Shares in UK-based semiconductor designer Ensilica tumbled as much as 10 per cent on Tuesday morning after it said a dragging economy has delayed some of its contracts.
During the second half of the year, the AIM-listed company said its mix of business changed “reflecting the slower economy”. This has impacted the start of new supply contracts which are now expected to begin in the first quarter of 2025.
But Ensilica also said it is expecting record revenues of around £25m for the year ended May 2024, up on the £20.5m it reported last year.
The chip company anticipates post-tax profit to rise to £1.9m, up on £1.8m in 2023, while EBITDA for the year is expected to be around £1.8m, compared to £1.6m in the previous year.
It said these results were “buoyed by continued new business momentum, the execution of significant contracts with key customers and a maturing of the supply business model.”

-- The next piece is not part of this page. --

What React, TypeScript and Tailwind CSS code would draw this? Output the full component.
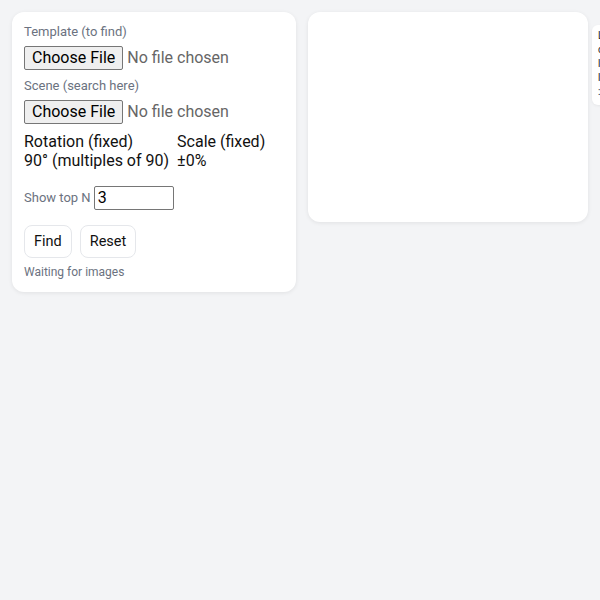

This included a recent technology win with a major European automotive and industrial semiconductor supplier and a $20m (£16m) supply win for a new US customer.
Oxford-headquartered Ensilica designs and provides custom computer chips to international clients in the automotive, industrial, healthcare and communications markets using a so-called fabless model.
In 2023 it designed three new chips for smartphones and artificial intelligence, which it said will “lead to long-term supply related revenues” within the next nine to 18 months.
The firm announced a strong order book and sales opportunity pipeline, which currently stands at more than $500m (£400m).
At the end of April cash balances were £1.3m and net debt was £2.1m. Ensilica also said its new subsidiary in the US is “progressing well”.
Management is confident the company can deliver revenues in excess of £30m and EBITDA of at least £5m in 2025.